Any ideas on if a bad ignition switch could cause the issues I'm seeing? I have a new one I ordered from FF, but don't want to replace it if it isn't the problem.
Itchief
12-10-2017, 05:53 PM
My only idea I have is to check connectors to make sure they are still properly seated and that these two wires have not pulled out of the plug sounds like a bad connection to me
Verify that you have 12 volts at the supply side of the fuse and work back towards the dash
If the ignition switch was bad you would not have power on the other circuits
Rick
My only idea I have is to check connectors to make sure they are still properly seated and that these two wires have not pulled out of the plug sounds like a bad connection to me
Verify that you have 12 volts at the supply side of the fuse and work back towards the dash
If the ignition switch was bad you would not have power on the other circuits
Rick
Looking at the wiring diagram, it looks like nothing in the ACC FEED part of the fuse block has power. The 12v switched wire I did have power on was the Orange EFI/COIL wire that comes out of the IGN FEED section of the fuse block and is fed from a different post on the ignition switch. I'll unwrap and check the ignition switch for power at the switch.
Itchief
12-10-2017, 07:19 PM
Do you think that you burned a wire when the short happened at the switch or fuse panel
Do you think that you burned a wire when the short happened at the switch or fuse panel
That's entirely possible. I checked the wires at the fuse panel and don't see any sign of arcing or melting and there is no power at the block from the brown feed wire.
chmhasy
12-10-2017, 08:34 PM
I've been trying to resolve my electrical problems and here is what I found today.
1. I was able to directly power my gauges and they work! I thought I'd killed them a couple of weeks ago.
2. I'm not getting power on the brown gauge feed wire or the radio power wire with the ignition in any position.
3. Other 12v switched sources have power as expected.

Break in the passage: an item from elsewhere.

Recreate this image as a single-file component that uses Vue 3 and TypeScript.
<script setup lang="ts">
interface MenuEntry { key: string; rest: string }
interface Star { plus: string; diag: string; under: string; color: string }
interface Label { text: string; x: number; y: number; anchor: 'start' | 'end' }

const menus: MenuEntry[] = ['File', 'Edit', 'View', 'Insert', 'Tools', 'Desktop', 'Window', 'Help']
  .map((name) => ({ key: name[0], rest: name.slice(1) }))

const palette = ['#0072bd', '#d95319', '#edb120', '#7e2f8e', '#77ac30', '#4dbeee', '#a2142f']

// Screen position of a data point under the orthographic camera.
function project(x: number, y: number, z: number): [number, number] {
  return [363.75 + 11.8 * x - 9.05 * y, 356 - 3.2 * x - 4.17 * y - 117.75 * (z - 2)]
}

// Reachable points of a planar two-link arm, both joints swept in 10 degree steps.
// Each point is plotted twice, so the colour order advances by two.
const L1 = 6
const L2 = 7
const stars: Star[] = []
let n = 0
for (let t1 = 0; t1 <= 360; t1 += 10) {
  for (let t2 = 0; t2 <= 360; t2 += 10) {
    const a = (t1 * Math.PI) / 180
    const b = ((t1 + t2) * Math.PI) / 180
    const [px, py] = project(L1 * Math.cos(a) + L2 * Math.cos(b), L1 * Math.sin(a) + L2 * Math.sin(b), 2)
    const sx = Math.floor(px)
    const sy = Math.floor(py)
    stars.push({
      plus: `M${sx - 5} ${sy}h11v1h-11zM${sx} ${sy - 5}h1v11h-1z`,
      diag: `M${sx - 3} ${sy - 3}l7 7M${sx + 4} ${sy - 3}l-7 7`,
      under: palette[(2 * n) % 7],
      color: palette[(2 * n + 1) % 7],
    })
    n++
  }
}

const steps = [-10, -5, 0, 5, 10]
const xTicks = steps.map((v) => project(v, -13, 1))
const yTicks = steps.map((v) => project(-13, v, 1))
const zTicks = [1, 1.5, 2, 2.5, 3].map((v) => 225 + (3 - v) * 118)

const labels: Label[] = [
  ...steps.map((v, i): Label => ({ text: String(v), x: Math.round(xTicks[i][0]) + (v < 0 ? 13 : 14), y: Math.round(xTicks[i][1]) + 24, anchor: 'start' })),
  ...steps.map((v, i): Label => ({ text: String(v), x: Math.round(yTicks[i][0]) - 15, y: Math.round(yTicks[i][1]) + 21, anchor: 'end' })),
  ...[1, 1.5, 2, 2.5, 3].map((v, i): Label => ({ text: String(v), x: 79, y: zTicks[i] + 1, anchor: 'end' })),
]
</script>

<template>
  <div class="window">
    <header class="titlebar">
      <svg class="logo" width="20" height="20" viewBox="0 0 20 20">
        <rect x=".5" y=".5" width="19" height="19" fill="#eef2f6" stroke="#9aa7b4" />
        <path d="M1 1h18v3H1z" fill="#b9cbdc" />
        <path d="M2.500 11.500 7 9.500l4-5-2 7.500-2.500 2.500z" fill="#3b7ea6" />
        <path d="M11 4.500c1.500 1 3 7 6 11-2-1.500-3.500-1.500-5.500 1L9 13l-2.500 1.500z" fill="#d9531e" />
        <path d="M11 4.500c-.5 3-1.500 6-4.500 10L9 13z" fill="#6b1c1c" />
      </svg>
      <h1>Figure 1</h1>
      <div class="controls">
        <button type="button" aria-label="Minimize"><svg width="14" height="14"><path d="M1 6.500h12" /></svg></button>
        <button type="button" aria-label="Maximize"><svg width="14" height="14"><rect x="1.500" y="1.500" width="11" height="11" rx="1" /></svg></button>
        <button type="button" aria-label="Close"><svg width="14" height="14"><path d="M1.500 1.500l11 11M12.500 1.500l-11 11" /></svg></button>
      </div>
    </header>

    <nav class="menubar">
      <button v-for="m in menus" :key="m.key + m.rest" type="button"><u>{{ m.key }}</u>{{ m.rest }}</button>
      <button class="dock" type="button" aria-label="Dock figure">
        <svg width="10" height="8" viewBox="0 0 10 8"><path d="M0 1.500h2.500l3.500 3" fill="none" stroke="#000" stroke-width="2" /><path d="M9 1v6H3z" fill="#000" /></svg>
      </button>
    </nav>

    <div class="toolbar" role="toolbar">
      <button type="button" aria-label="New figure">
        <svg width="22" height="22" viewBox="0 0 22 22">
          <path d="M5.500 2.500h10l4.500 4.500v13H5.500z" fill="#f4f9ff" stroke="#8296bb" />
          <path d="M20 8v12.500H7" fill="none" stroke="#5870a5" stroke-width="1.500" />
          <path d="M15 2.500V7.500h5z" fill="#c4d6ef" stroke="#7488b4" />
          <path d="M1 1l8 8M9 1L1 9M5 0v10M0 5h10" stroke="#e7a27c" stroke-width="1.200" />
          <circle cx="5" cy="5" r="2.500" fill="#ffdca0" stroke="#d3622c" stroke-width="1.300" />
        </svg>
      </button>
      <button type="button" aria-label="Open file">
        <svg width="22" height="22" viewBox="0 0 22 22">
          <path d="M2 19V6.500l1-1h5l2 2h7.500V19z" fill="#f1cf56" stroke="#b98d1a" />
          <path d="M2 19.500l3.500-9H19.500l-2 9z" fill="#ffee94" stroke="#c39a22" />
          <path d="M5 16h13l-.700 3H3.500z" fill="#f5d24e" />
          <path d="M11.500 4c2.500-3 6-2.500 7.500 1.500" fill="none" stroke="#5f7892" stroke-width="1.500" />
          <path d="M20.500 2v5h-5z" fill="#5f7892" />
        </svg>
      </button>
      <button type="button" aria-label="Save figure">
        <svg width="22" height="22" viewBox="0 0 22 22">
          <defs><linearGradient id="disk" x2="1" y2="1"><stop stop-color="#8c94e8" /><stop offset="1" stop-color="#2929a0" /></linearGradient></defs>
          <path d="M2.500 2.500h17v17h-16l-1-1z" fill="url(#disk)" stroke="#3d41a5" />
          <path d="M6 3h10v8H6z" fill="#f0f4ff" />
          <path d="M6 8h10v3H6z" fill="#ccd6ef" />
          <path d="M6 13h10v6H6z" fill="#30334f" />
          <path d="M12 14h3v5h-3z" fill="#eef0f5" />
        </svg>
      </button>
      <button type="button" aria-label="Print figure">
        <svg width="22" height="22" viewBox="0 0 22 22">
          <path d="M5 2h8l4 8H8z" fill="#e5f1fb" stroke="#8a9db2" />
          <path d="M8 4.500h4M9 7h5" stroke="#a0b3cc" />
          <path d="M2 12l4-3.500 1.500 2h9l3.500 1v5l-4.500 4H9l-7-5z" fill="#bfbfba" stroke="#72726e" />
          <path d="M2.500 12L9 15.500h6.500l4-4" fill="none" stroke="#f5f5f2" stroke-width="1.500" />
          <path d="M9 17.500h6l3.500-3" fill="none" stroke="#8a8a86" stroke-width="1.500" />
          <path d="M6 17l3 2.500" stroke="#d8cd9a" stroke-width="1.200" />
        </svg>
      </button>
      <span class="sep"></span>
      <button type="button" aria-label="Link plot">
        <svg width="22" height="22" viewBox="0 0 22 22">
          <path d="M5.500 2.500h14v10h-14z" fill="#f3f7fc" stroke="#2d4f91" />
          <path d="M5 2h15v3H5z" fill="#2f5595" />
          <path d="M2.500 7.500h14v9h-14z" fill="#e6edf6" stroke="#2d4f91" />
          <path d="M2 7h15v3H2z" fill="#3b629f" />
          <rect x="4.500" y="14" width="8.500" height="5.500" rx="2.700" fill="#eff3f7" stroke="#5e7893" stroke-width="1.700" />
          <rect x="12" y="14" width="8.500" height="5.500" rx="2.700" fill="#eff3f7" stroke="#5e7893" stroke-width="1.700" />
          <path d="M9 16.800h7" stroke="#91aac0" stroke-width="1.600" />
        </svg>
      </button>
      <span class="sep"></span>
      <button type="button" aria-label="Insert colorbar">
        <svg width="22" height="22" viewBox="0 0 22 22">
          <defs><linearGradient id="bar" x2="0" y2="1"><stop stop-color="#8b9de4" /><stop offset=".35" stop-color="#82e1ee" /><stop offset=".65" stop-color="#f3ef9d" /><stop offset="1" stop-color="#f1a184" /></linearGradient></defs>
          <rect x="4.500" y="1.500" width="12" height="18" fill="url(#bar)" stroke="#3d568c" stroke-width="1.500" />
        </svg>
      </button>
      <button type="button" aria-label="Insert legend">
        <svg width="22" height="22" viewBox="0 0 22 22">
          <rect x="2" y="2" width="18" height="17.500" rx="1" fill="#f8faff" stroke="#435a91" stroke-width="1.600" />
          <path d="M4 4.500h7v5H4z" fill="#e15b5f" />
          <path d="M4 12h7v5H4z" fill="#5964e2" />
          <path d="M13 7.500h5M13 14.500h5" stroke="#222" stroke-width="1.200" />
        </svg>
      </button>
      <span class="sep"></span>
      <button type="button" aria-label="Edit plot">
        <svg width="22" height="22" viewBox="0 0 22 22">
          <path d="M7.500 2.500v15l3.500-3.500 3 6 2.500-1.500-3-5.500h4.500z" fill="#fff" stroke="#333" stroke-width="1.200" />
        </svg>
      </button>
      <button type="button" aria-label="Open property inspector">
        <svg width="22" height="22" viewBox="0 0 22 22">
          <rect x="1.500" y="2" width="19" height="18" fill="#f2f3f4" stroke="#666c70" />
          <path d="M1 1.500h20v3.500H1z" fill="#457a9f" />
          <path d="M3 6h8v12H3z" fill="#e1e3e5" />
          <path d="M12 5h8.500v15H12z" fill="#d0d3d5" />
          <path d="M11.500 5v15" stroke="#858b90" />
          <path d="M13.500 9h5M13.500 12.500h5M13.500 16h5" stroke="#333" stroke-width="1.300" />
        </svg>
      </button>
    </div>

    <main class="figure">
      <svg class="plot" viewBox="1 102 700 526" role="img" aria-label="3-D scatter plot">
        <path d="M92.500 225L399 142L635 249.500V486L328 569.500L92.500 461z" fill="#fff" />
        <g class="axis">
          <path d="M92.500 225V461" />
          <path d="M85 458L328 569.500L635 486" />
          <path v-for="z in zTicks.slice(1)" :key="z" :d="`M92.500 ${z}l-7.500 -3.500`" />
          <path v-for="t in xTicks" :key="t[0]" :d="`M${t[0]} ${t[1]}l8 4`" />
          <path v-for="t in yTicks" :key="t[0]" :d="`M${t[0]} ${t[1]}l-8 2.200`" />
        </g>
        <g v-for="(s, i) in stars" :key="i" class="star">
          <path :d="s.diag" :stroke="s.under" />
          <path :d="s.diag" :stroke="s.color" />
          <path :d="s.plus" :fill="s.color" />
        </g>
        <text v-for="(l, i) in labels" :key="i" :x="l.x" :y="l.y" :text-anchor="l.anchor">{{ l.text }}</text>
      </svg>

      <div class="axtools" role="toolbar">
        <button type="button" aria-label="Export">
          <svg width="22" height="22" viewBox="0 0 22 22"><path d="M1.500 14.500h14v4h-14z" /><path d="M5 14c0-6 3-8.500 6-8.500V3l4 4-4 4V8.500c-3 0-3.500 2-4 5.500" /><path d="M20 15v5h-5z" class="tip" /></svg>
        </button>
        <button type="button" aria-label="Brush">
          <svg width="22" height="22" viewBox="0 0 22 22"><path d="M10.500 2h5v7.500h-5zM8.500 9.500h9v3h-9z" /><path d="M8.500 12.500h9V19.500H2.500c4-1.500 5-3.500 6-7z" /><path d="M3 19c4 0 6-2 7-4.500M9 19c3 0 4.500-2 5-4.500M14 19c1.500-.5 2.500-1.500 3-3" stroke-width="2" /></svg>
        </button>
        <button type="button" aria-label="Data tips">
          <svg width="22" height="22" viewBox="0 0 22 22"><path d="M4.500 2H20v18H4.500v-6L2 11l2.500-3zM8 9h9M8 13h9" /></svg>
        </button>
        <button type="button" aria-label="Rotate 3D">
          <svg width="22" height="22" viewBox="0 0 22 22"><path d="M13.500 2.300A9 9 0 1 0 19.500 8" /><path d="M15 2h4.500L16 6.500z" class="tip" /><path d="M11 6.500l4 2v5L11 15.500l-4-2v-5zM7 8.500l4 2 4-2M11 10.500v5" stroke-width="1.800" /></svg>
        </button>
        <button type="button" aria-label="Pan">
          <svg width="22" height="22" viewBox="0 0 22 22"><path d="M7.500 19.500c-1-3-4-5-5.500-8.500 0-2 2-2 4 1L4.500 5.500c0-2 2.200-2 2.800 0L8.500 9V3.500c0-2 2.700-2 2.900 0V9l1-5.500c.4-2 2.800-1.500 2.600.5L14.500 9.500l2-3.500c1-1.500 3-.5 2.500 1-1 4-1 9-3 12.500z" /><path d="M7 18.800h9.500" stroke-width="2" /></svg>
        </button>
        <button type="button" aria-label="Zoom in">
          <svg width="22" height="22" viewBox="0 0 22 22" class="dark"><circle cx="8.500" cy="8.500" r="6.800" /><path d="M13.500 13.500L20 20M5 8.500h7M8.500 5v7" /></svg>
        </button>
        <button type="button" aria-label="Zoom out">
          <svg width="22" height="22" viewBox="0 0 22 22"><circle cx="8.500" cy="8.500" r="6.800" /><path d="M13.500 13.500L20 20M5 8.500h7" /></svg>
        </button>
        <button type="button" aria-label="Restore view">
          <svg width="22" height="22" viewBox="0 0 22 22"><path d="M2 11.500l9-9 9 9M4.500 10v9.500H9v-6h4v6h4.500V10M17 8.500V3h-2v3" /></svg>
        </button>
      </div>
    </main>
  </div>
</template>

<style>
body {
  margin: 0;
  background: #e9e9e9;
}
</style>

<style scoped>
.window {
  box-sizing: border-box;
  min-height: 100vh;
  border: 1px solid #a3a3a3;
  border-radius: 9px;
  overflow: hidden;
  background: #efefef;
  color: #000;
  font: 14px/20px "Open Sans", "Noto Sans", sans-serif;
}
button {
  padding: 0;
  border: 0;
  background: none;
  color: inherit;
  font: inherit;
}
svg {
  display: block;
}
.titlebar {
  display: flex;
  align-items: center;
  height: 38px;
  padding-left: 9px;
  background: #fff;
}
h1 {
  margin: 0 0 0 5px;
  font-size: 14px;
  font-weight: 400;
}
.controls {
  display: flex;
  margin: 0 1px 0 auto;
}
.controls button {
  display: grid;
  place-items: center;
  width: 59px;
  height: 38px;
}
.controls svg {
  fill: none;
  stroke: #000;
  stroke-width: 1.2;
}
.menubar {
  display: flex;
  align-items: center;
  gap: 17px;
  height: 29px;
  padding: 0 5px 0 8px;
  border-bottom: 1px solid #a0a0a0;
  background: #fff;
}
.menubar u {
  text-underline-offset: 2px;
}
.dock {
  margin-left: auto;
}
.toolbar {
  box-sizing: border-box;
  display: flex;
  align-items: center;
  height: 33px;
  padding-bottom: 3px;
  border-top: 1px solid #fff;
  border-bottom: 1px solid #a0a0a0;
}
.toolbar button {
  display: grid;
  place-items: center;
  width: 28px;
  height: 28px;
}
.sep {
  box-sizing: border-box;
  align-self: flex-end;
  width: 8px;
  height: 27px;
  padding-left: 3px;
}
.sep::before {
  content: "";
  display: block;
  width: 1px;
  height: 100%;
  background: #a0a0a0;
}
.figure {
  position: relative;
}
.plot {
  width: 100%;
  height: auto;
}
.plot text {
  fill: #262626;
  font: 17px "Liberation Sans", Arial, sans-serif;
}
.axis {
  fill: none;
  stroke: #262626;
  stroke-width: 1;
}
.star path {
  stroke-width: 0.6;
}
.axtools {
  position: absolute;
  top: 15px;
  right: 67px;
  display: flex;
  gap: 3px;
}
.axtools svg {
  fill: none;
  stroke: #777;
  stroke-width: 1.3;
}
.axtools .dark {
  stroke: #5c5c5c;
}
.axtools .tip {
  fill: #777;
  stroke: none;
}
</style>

4. Fuses have continuity - not blown.
5. Wiper motor worked when powered directly using Power Probe II (not fried!).
With a volt meter, I see a brief jump in voltage on the brown gauge feed and radio power wires when the ignition is switched on, but then right back to 0 volts.
Any ideas on if a bad ignition switch could cause the issues I'm seeing? I have a new one I ordered from FF, but don't want to replace it if it isn't the problem.

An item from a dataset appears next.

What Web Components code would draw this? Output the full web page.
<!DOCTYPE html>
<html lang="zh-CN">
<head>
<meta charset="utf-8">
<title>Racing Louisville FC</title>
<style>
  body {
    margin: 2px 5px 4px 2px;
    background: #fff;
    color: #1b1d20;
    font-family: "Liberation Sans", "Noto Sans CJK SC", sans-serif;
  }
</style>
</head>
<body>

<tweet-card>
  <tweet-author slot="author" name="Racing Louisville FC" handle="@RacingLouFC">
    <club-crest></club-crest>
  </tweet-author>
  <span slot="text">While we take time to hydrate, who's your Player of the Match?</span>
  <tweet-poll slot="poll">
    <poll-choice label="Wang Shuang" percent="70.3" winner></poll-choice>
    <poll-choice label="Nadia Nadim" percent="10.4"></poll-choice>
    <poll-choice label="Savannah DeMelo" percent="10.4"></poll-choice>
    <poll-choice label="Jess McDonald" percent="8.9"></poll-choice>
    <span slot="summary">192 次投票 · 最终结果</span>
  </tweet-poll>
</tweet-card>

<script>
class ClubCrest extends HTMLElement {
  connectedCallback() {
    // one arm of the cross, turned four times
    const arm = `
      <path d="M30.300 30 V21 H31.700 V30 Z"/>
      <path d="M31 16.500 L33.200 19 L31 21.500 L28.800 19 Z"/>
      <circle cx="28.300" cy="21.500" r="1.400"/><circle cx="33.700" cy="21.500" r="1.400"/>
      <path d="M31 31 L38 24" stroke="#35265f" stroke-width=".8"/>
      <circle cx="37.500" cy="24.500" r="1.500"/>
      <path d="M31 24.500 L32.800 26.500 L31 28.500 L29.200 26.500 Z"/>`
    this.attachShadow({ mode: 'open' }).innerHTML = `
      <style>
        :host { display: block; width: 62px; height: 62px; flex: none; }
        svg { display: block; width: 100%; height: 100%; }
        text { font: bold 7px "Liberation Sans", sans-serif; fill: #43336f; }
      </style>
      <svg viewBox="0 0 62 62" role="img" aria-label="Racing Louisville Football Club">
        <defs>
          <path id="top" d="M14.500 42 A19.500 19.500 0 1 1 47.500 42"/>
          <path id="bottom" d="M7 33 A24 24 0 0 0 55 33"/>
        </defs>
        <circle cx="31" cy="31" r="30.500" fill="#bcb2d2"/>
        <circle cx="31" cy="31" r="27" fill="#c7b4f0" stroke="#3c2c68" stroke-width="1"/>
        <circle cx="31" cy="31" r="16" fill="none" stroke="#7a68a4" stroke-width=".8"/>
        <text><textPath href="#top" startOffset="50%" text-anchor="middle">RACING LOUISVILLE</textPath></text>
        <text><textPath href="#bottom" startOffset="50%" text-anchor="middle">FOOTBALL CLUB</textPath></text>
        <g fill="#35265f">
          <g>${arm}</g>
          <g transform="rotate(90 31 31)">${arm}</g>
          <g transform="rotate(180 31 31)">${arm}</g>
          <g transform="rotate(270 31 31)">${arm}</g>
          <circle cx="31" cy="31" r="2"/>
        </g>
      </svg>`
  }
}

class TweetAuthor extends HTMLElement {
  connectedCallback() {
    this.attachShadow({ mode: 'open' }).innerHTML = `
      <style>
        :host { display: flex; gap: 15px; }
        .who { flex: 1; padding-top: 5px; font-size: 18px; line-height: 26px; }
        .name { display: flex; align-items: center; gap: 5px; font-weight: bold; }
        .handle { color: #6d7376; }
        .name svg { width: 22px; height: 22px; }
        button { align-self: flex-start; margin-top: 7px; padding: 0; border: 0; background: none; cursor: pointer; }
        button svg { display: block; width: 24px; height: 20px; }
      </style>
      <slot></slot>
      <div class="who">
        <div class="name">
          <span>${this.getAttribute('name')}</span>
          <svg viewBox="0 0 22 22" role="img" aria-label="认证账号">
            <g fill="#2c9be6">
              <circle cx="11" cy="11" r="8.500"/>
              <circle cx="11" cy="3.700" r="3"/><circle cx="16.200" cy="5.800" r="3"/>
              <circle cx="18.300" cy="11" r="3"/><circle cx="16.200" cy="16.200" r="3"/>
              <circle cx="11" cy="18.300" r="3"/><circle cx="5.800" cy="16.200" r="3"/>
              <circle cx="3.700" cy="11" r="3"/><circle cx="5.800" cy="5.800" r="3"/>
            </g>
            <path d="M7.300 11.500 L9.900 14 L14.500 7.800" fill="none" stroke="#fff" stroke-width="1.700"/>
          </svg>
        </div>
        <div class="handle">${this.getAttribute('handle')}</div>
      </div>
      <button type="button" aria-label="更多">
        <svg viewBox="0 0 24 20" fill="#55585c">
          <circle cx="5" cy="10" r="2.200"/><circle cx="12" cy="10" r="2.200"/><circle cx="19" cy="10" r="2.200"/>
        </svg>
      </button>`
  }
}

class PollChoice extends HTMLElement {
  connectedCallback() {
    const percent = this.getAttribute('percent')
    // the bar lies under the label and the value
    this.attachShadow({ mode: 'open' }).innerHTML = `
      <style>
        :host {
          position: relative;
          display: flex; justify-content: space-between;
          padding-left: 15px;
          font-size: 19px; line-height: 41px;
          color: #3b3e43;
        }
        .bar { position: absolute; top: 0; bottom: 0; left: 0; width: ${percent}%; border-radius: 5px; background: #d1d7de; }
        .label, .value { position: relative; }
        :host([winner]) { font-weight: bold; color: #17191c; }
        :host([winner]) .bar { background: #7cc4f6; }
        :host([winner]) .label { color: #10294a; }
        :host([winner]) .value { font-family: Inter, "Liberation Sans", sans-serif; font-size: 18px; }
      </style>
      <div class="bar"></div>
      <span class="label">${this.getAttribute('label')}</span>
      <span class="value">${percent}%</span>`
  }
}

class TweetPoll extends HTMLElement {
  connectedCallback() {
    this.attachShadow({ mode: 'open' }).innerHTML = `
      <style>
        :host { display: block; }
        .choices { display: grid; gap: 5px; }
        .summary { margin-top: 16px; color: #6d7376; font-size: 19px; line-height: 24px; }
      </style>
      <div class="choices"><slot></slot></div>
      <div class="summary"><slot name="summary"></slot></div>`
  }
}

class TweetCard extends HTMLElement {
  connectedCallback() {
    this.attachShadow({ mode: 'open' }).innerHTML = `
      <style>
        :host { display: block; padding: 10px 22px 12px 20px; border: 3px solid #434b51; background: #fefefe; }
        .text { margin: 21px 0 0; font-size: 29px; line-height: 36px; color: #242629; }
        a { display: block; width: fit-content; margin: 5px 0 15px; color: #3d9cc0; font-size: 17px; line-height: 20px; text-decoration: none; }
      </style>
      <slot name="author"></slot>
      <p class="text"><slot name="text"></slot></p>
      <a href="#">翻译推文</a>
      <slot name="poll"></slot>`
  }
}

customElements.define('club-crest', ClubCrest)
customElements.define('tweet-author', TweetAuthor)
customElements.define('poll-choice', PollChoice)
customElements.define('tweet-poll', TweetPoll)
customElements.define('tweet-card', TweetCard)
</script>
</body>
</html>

I would ohm out the ignition switched!
Itchief
12-10-2017, 09:31 PM
When the short happened something had to fail/melt to stop the current flow
That’s why only part of the circuits are working
There are two feed wires from the ignition switch I would look at the terminal connections at the switch they tend to have some resistance and would melt first and then the switch
Hope this helps
Rick
edwardb
12-11-2017, 07:19 AM
Should be easy enough to isolate where the problem is. As you said, Gauge Feed and Radio Power are together on one circuit in the ACC FED section of the RF fuse panel. Powered by the brown accessory feed wire on the ignition switch. That wire should have power with the ignition switch in ACC or RUN. Do the other two circuits on the ACC FED have power? Wiper and Heater? If so, the problem is likely in the fuse panel itself. If not, then likely the ignition switch and could be confirmed by putting power directly to the brown accessory feed wire and/or measuring voltage at the ignition switch with it in various positions.
Just puttering
12-11-2017, 09:34 AM
As edwardb said - Do you have 12 volts on both sides of the fuse on those circuits (it is wise to check both sides while you are checking) if not try jumping hot to the dead fuse and see if you get 12v at the gauges, that is an easy place to power that circuit and tests the wiring from the fuse forward. The voltage when the key is moving......... Does it change or stay hot if you move the key slowly and maybe not all the way to run - wiggle it a little?
PeteH
12-11-2017, 10:11 AM
Also check all spade connectors in the circuit. I had several that were crimped so hard at the factory that they were severed under the plastic sheath. I soldered in about 8 new spades on the wiring harness, connections to fans and horns in particular were bad. I wrote F5 to have them advise Ron Francis about it.
Problem solved! I removed the ignition switch from the dash and unwrapped the tape and found no signs of arcing or melting at the switch. I put the trusty volt meter on the ACC post and had power at the switch. A closer look and I see that I have the wrong brown wire connected to the switch. After connecting the proper wire, I have power to the fuse block and everything coming off that block. A big ding on the old pride meter, but at least now I can move on. Thanks to everyone that took the time to offer help.
Dave
GoDadGo
12-11-2017, 07:59 PM
Congrats on finding this little mishap.
Itchief
12-11-2017, 09:53 PM
Good deal I’m glad you were able to resolve the problem
Rick
edwardb
12-12-2017, 12:09 AM
Happens to all of us. Glad you figured it out.